*** Material ***

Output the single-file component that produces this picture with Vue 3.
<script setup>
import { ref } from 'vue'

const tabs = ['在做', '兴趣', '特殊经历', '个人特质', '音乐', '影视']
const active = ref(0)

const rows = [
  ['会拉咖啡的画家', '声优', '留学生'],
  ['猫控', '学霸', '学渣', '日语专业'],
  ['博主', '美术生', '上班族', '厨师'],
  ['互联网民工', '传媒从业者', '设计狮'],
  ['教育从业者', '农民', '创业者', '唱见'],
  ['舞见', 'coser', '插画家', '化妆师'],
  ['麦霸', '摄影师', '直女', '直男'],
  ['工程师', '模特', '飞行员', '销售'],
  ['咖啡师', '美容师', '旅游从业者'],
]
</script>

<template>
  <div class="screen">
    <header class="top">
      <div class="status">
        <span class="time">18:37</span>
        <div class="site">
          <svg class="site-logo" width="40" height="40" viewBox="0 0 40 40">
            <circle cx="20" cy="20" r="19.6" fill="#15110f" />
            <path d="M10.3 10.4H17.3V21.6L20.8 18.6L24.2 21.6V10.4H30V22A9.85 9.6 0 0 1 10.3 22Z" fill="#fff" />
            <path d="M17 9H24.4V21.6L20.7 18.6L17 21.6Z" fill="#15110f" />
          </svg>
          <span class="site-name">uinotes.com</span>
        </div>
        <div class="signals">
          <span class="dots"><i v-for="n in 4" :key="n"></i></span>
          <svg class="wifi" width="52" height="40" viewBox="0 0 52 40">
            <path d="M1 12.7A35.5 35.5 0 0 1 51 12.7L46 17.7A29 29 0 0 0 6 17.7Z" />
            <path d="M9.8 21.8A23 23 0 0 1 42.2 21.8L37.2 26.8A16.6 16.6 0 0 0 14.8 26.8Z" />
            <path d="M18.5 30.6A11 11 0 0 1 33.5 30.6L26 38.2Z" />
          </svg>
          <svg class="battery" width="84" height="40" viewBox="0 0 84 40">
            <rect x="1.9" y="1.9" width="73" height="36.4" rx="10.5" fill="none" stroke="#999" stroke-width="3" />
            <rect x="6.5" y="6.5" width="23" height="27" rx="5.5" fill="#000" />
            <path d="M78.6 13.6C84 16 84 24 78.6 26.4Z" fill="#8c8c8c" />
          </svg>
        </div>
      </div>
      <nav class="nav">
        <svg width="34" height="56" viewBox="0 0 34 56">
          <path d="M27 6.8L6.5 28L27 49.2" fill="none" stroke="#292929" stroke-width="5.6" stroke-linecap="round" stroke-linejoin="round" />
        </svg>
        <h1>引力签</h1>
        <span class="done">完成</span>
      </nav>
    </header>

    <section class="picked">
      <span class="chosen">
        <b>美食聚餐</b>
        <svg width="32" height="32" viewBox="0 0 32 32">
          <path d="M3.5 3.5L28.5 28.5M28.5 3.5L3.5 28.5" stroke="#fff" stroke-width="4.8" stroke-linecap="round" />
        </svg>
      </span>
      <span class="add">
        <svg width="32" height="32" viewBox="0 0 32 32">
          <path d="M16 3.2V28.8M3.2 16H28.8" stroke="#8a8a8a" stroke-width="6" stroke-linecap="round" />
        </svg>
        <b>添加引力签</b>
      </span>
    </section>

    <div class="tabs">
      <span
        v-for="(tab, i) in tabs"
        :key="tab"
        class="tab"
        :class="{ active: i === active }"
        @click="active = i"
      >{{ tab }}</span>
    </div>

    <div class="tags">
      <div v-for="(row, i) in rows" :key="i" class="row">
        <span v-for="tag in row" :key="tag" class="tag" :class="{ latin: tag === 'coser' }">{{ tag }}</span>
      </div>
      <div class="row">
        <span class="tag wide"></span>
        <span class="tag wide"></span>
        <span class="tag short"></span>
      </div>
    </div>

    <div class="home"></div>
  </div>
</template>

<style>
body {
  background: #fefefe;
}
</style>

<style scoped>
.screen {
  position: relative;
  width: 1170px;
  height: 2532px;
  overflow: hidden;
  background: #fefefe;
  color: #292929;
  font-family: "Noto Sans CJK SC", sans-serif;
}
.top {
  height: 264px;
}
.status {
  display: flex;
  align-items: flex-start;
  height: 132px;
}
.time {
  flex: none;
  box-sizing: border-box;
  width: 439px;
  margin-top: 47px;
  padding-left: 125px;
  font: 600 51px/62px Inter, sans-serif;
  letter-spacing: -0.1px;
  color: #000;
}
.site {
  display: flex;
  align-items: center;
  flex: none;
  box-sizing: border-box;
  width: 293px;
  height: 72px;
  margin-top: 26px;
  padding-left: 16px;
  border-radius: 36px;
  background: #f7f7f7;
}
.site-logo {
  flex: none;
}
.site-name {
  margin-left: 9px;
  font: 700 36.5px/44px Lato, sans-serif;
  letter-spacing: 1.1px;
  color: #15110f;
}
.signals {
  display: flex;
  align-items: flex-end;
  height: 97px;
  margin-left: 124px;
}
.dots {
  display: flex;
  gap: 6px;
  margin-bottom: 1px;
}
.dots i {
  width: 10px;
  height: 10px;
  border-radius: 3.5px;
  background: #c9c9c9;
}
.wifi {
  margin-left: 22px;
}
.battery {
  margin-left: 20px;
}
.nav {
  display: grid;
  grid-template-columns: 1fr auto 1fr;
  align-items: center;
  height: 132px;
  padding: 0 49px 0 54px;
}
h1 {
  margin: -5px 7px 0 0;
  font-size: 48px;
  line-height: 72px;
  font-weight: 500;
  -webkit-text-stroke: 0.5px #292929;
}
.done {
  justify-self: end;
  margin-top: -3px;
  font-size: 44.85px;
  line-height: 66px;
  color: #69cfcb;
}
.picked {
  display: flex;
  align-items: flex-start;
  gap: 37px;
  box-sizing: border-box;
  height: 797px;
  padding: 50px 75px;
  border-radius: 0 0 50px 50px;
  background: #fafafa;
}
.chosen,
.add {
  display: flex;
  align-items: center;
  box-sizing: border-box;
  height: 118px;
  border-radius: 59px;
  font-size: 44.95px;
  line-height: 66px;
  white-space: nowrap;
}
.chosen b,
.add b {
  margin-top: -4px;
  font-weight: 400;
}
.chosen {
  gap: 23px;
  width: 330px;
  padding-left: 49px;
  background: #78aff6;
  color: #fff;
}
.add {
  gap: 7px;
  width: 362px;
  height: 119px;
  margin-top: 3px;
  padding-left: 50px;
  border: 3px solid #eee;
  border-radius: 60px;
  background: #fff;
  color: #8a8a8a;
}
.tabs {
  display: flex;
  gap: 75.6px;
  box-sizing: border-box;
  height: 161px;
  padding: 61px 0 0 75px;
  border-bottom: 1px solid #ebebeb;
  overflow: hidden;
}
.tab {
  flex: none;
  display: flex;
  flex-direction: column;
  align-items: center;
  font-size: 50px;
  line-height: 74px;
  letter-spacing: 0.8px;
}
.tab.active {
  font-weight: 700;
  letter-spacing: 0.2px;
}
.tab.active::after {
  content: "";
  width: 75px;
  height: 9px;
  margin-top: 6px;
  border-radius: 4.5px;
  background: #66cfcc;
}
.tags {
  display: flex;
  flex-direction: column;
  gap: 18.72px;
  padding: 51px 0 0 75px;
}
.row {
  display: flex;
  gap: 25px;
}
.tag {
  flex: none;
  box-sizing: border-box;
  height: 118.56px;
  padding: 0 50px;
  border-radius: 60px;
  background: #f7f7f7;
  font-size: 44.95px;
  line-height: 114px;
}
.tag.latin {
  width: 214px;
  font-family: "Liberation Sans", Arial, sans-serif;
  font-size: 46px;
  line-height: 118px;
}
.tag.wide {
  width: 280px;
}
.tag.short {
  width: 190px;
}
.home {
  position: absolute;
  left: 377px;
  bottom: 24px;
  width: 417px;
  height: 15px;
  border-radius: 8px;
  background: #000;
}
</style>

***
*** Material ***

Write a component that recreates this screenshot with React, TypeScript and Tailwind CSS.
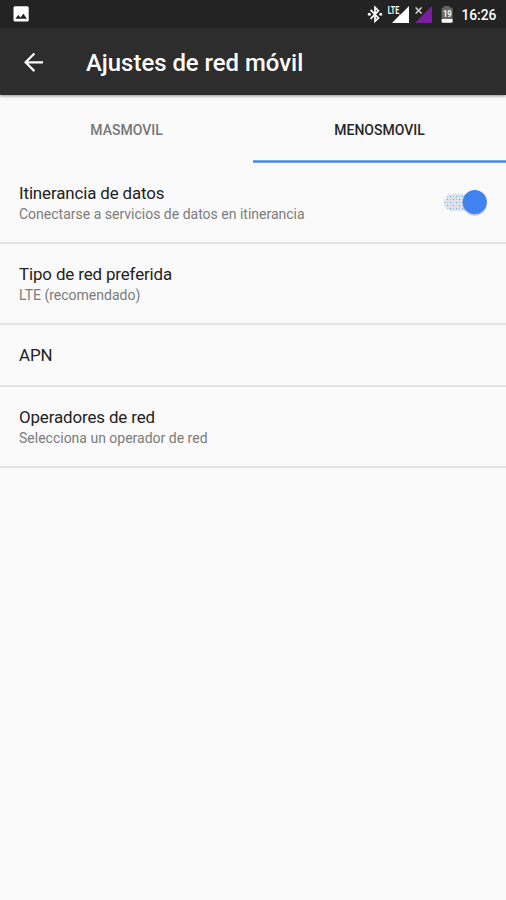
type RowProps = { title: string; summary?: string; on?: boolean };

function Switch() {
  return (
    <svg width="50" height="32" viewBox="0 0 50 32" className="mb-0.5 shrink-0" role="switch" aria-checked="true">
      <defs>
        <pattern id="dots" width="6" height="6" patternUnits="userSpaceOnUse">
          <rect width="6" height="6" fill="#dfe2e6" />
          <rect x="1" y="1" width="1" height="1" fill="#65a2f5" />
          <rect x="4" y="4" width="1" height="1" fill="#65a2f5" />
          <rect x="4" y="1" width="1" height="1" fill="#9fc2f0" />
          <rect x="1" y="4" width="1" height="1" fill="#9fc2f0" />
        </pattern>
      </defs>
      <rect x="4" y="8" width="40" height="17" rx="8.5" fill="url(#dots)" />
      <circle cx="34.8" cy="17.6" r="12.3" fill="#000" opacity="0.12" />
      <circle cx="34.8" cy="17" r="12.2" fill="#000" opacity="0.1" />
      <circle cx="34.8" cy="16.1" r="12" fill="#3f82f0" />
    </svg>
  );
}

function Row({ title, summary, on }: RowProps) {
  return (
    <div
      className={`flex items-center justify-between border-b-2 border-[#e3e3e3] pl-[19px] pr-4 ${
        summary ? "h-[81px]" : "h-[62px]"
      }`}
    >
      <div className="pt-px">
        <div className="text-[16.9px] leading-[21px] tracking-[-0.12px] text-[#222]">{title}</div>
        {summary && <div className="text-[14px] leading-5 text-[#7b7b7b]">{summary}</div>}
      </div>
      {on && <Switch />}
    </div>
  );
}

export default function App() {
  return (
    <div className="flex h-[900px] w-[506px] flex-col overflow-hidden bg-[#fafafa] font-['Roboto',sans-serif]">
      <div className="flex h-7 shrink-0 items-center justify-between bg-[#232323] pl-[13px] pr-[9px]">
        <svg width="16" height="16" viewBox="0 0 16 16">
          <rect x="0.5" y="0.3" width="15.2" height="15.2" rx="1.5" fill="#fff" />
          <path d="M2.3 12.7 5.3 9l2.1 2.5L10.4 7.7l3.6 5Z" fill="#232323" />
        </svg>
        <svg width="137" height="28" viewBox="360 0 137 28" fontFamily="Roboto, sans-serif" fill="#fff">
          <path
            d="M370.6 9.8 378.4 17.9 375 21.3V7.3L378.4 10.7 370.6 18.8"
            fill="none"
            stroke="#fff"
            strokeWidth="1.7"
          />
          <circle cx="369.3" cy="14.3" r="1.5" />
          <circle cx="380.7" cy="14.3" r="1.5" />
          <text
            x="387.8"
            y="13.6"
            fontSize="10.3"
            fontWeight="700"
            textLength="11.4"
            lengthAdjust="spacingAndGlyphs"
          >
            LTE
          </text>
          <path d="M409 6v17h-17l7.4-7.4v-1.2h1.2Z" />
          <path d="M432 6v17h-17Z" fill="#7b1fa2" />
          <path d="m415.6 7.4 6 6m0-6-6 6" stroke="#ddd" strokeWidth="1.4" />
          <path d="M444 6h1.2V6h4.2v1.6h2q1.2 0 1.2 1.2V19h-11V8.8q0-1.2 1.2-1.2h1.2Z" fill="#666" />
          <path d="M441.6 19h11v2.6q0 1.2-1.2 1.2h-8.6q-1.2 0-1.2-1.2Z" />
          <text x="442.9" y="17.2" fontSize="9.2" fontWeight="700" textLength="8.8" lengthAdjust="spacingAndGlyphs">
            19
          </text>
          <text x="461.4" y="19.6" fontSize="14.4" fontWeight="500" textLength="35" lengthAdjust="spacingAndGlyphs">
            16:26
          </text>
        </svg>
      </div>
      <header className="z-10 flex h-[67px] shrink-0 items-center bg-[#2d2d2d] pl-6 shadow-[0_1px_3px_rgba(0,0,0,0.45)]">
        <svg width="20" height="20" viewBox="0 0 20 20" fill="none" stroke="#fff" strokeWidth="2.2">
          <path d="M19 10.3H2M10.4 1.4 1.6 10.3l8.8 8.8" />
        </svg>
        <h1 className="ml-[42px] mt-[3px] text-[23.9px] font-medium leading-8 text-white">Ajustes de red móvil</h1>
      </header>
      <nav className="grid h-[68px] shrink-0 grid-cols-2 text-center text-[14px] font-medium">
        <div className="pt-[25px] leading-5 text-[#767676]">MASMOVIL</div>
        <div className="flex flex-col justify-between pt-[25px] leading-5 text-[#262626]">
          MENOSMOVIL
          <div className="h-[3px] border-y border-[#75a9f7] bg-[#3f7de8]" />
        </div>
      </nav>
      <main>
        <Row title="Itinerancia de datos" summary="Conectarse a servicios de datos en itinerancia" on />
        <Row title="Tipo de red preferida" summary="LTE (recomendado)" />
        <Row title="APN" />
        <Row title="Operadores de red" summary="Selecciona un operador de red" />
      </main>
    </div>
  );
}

***

**Task statement:**
Give again the lines from "Write a component" to "string; summary?: string;" exactly, both of those lines included, and do not include any pictures.

**Answer in full:**
Write a component that recreates this screenshot with React, TypeScript and Tailwind CSS.
type RowProps = { title: string; summary?: string; on?: boolean };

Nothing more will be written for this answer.